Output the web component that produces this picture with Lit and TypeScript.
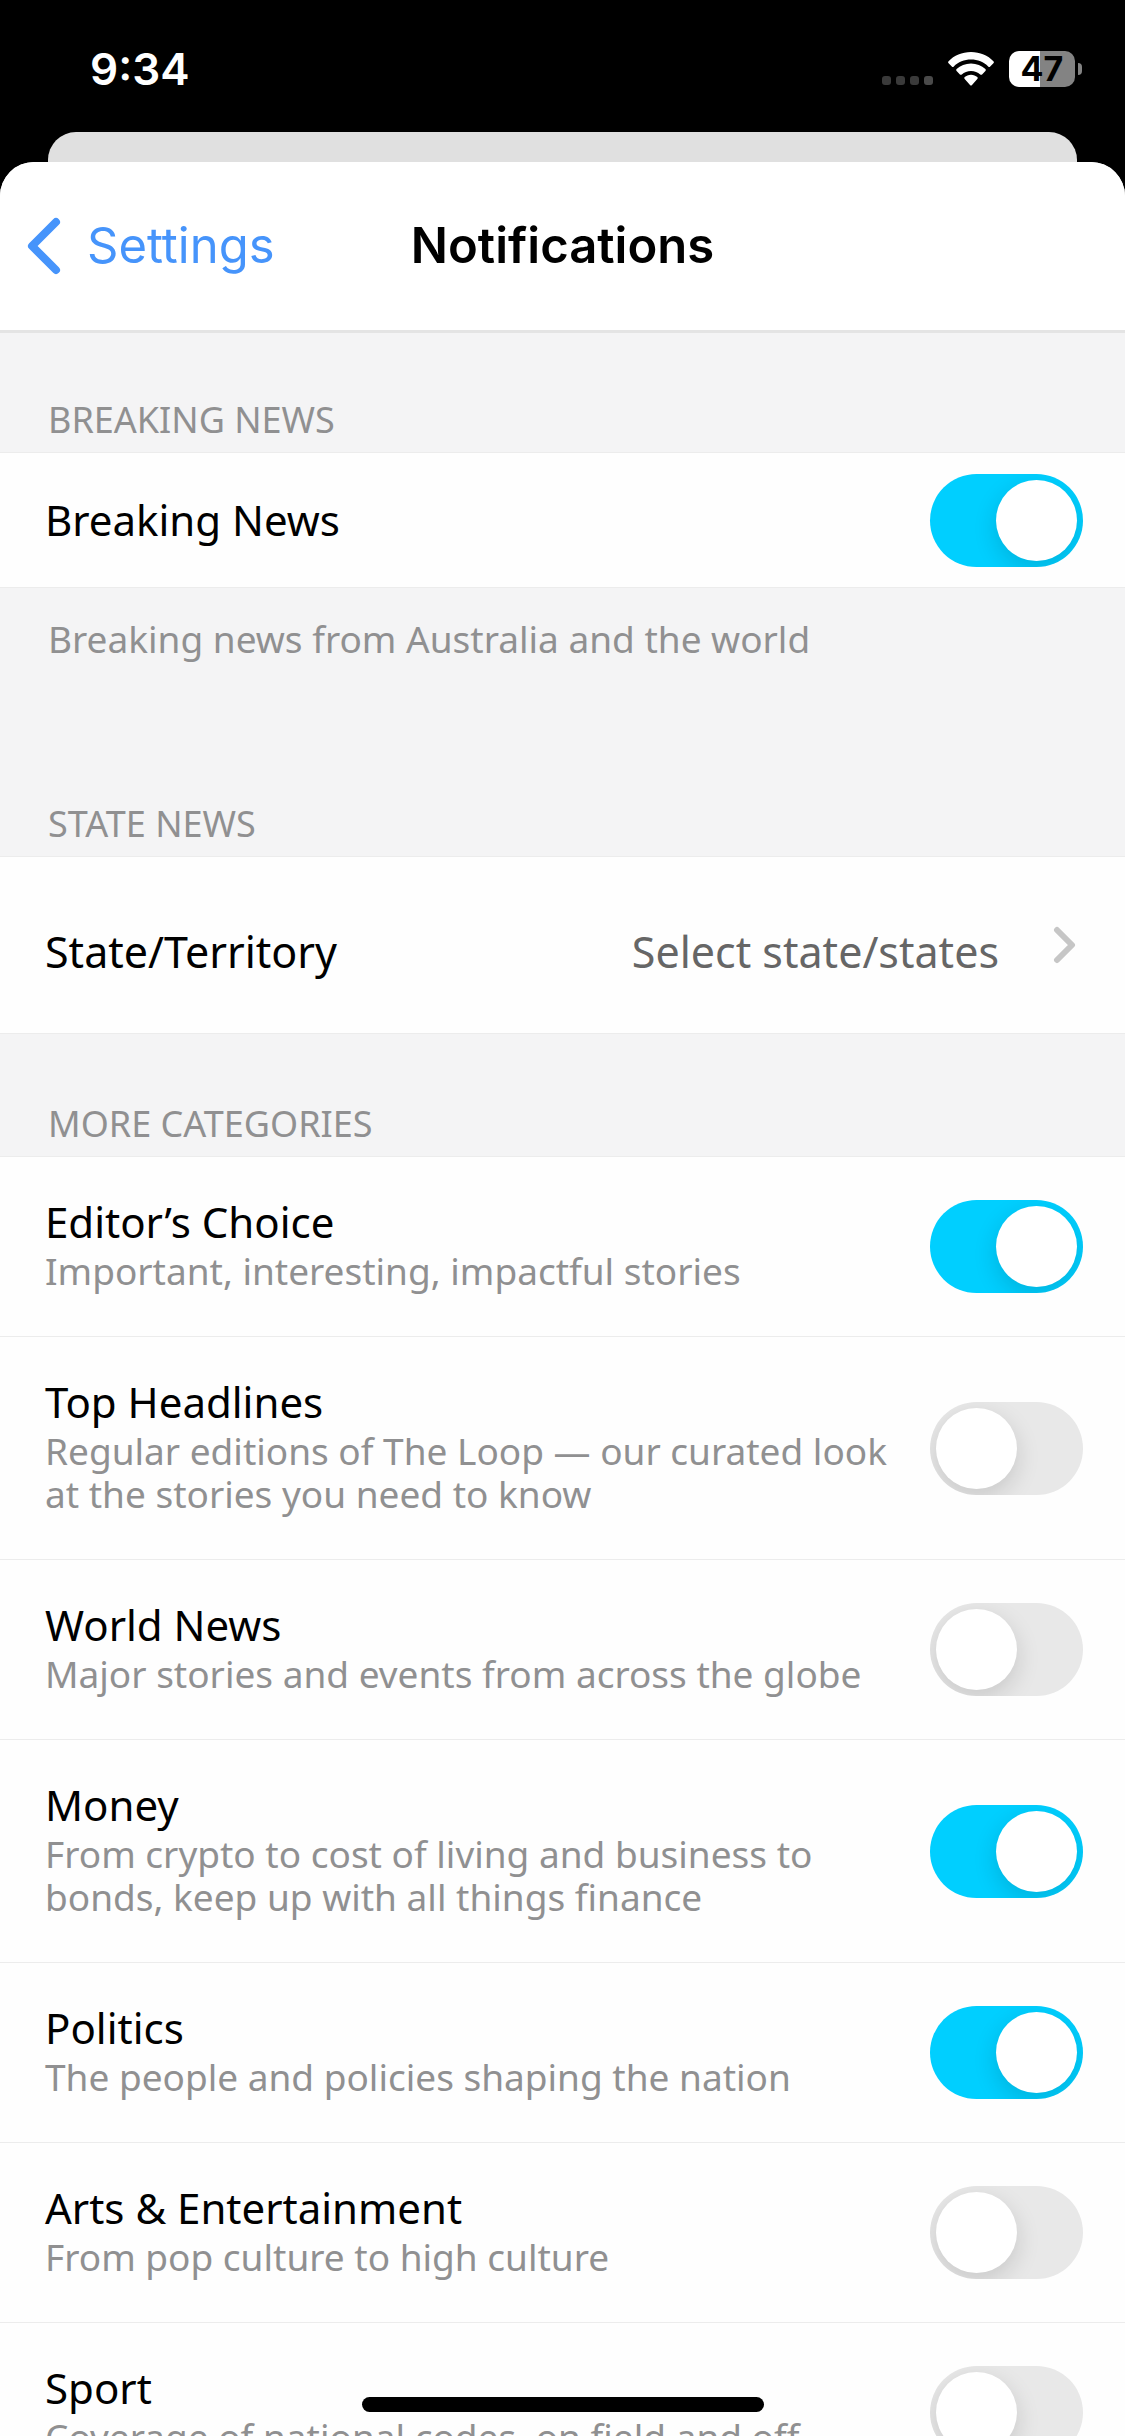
import { LitElement, html, css, svg, nothing } from "lit";
import { customElement, property, state } from "lit/decorators.js";

interface Category {
  id: string;
  title: string;
  description: string;
  on: boolean;
}

@customElement("toggle-row")
class ToggleRow extends LitElement {
  @property() heading = "";
  @property() description = "";
  @property({ type: Boolean }) on = false;

  static styles = css`
    :host {
      display: block;
      background: #fefefe;
      border-bottom: 1px solid #ececec;
    }
    .row {
      display: flex;
      align-items: center;
      gap: 32px;
      padding: 0 42px 0 45px;
    }
    .text {
      flex: 1;
      min-width: 0;
      padding: 40px 0 44px;
    }
    .single {
      padding: 42px 0 42px;
    }
    .title {
      display: block;
      font-size: 42px;
      line-height: 50px;
      color: #000;
    }
    .description {
      display: block;
      margin-top: 2px;
      font-size: 37px;
      line-height: 43px;
      color: #909091;
    }
    .switch {
      appearance: none;
      flex: none;
      box-sizing: border-box;
      width: 153px;
      height: 93px;
      margin: 0;
      padding: 6px;
      border-radius: 47px;
      background: #e8e8e8;
      overflow: hidden;
      display: flex;
      cursor: pointer;
    }
    .switch::before {
      content: "";
      width: 81px;
      height: 81px;
      border-radius: 50%;
      background: #fff;
      box-shadow: 0 8px 24px rgba(0, 0, 0, 0.14);
    }
    .switch:checked {
      background: #00cfff;
      justify-content: flex-end;
    }
  `;

  private onChange(e: Event) {
    this.on = (e.target as HTMLInputElement).checked;
  }

  render() {
    return html`
      <label class="row">
        <span class="text ${this.description ? "" : "single"}">
          <span class="title">${this.heading}</span>
          ${this.description
            ? html`<span class="description">${this.description}</span>`
            : nothing}
        </span>
        <input
          class="switch"
          type="checkbox"
          role="switch"
          .checked=${this.on}
          @change=${this.onChange}
        />
      </label>
    `;
  }
}

@customElement("status-bar")
class StatusBar extends LitElement {
  static styles = css`
    :host {
      display: flex;
      align-items: center;
      justify-content: space-between;
      height: 132px;
      box-sizing: border-box;
      padding: 6px 43px 0 90px;
      background: #000;
      color: #fff;
      font-family: Inter, "Liberation Sans", sans-serif;
    }
    .time {
      font-size: 44px;
      line-height: 54px;
      font-weight: 600;
    }
    .icons {
      display: flex;
      align-items: center;
      gap: 15px;
    }
    .signal {
      display: flex;
      align-self: flex-end;
      gap: 5px;
      padding-bottom: 2px;
    }
    .dot {
      width: 9px;
      height: 9px;
      border-radius: 3px;
      background: #3a3a3a;
    }
    .dot:last-child {
      background: #4a4a4a;
    }
    .battery {
      display: flex;
      align-items: center;
      gap: 3px;
    }
    .cell {
      width: 66px;
      height: 36px;
      border-radius: 10px;
      background: linear-gradient(to right, #fff 47%, #838383 47%);
      color: #000;
      font-size: 34px;
      line-height: 36px;
      font-weight: 700;
      text-align: center;
    }
    .cap {
      width: 4px;
      height: 12px;
      border-radius: 0 6px 6px 0;
      background: #838383;
    }
    svg {
      display: block;
    }
  `;

  render() {
    return html`
      <span class="time">9:34</span>
      <div class="icons">
        <div class="signal">
          ${[0, 1, 2, 3].map(() => html`<span class="dot"></span>`)}
        </div>
        <svg width="46" height="34" viewBox="0 0 46 34" aria-hidden="true">
          ${svg`
            <path fill="#fff" d="M23 0C14 0 6 3.500 .6 9.200a1.400 1.400 0 0 0 0 2l3.200 3.200a1.400 1.400 0 0 0 2 0C10.200 10.100 16.300 7.600 23 7.600s12.800 2.500 17.200 6.800a1.400 1.400 0 0 0 2 0l3.200-3.200a1.400 1.400 0 0 0 0-2C40 3.500 32 0 23 0Z"/>
            <path fill="#fff" d="M23 11.400c-5.600 0-10.600 2.100-14.400 5.700a1.400 1.400 0 0 0 0 2l3.300 3.300a1.400 1.400 0 0 0 1.900 0C16.200 20.200 19.400 18.900 23 18.900s6.800 1.300 9.200 3.500a1.400 1.400 0 0 0 1.900 0l3.300-3.300a1.400 1.400 0 0 0 0-2C33.600 13.500 28.600 11.400 23 11.400Z"/>
            <path fill="#fff" d="M23 22.700c-2.500 0-4.700.9-6.300 2.400a1.300 1.300 0 0 0 0 1.900l5.300 5.900a1.400 1.400 0 0 0 2 0l5.300-5.900a1.300 1.300 0 0 0 0-1.900c-1.600-1.500-3.800-2.400-6.300-2.400Z"/>
          `}
        </svg>
        <div class="battery">
          <span class="cell">47</span>
          <span class="cap"></span>
        </div>
      </div>
    `;
  }
}

@customElement("app-root")
class AppRoot extends LitElement {
  @state() private categories: Category[] = [
    { id: "editors", title: "Editor’s Choice", description: "Important, interesting, impactful stories", on: true },
    { id: "top", title: "Top Headlines", description: "Regular editions of The Loop — our curated look at the stories you need to know", on: false },
    { id: "world", title: "World News", description: "Major stories and events from across the globe", on: false },
    { id: "money", title: "Money", description: "From crypto to cost of living and business to bonds, keep up with all things finance", on: true },
    { id: "politics", title: "Politics", description: "The people and policies shaping the nation", on: true },
    { id: "arts", title: "Arts & Entertainment", description: "From pop culture to high culture", on: false },
    { id: "sport", title: "Sport", description: "Coverage of national codes, on field and off", on: false },
  ];

  static styles = css`
    :host {
      display: flex;
      flex-direction: column;
      position: relative;
      height: 100vh;
      overflow: hidden;
      background: #000;
      font-family: "Noto Sans", "Open Sans", sans-serif;
    }
    .behind {
      flex: none;
      height: 30px;
      margin: 0 48px;
      border-radius: 28px 28px 0 0;
      background: #e0e0e0;
    }
    .sheet {
      flex: 1;
      min-height: 0;
      display: flex;
      flex-direction: column;
      border-radius: 34px 34px 0 0;
      background: #f4f4f5;
      overflow: hidden;
    }
    .header {
      position: relative;
      z-index: 1;
      flex: none;
      display: grid;
      grid-template-columns: 1fr auto 1fr;
      align-items: center;
      height: 168px;
      background: #fff;
      box-shadow: 0 3px 0 #e4e4e4;
      font-family: Inter, "Liberation Sans", sans-serif;
    }
    .back {
      justify-self: start;
      display: flex;
      align-items: center;
      gap: 25px;
      padding: 0 0 0 26px;
      border: 0;
      background: none;
      color: #4694fb;
      font: inherit;
      font-size: 49px;
      line-height: 60px;
      cursor: pointer;
    }
    .page-title {
      margin: 0;
      font-size: 49px;
      line-height: 60px;
      font-weight: 600;
      color: #000;
    }
    .content {
      flex: 1;
      min-height: 0;
      overflow-y: auto;
      scrollbar-width: none;
    }
    .section-title {
      margin: 0;
      padding: 68px 48px 11px;
      font-size: 36px;
      line-height: 43px;
      font-weight: 400;
      color: #909091;
      text-transform: uppercase;
    }
    .group {
      border-top: 1px solid #ececec;
    }
    .note {
      margin: 0;
      padding: 29px 48px 74px;
      font-size: 37px;
      line-height: 43px;
      color: #909091;
    }
    .picker {
      display: flex;
      align-items: center;
      box-sizing: border-box;
      width: 100%;
      height: 177px;
      padding: 0 48px 0 45px;
      border: 0;
      border-bottom: 1px solid #ececec;
      background: #fefefe;
      font: inherit;
      font-size: 43px;
      line-height: 50px;
      color: #000;
      text-align: left;
      cursor: pointer;
    }
    .picker-text {
      flex: 1;
      display: flex;
      justify-content: space-between;
      padding-top: 14px;
      margin-right: 54px;
    }
    .picker-value {
      color: #666;
    }
    .home {
      position: absolute;
      bottom: 24px;
      left: 50%;
      width: 402px;
      height: 15px;
      transform: translateX(-50%);
      border-radius: 8px;
      background: #000;
    }
    svg {
      display: block;
      flex: none;
    }
  `;

  render() {
    return html`
      <status-bar></status-bar>
      <div class="behind"></div>
      <div class="sheet">
        <header class="header">
          <button class="back" type="button">
            <svg width="36" height="58" viewBox="0 0 36 58" aria-hidden="true">
              <path d="M30 5 L6 29 L30 53" fill="none" stroke="#4694fb" stroke-width="8" stroke-linecap="round" stroke-linejoin="round"/>
            </svg>
            <span>Settings</span>
          </button>
          <h1 class="page-title">Notifications</h1>
        </header>
        <main class="content">
          <section>
            <h2 class="section-title">Breaking News</h2>
            <div class="group">
              <toggle-row heading="Breaking News" on></toggle-row>
            </div>
            <p class="note">Breaking news from Australia and the world</p>
          </section>
          <section>
            <h2 class="section-title">State News</h2>
            <div class="group">
              <button class="picker" type="button">
                <span class="picker-text">
                  <span>State/Territory</span>
                  <span class="picker-value">Select state/states</span>
                </span>
                <svg width="24" height="40" viewBox="0 0 24 40" aria-hidden="true">
                  <path d="M4 5 L19 20 L4 35" fill="none" stroke="#c6c6c6" stroke-width="6" stroke-linecap="round" stroke-linejoin="round"/>
                </svg>
              </button>
            </div>
          </section>
          <section>
            <h2 class="section-title">More Categories</h2>
            <div class="group">
              ${this.categories.map(
                (c) => html`<toggle-row
                  .heading=${c.title}
                  .description=${c.description}
                  .on=${c.on}
                ></toggle-row>`
              )}
            </div>
          </section>
        </main>
      </div>
      <div class="home"></div>
    `;
  }
}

- **Objective**: Begin at the first line of the data above and repeat each line exactly, stopping after the line containing "on = false;". Omit the pictures.

- **Task answer**:
Output the web component that produces this picture with Lit and TypeScript.
import { LitElement, html, css, svg, nothing } from "lit";
import { customElement, property, state } from "lit/decorators.js";

interface Category {
  id: string;
  title: string;
  description: string;
  on: boolean;
}

@customElement("toggle-row")
class ToggleRow extends LitElement {
  @property() heading = "";
  @property() description = "";
  @property({ type: Boolean }) on = false;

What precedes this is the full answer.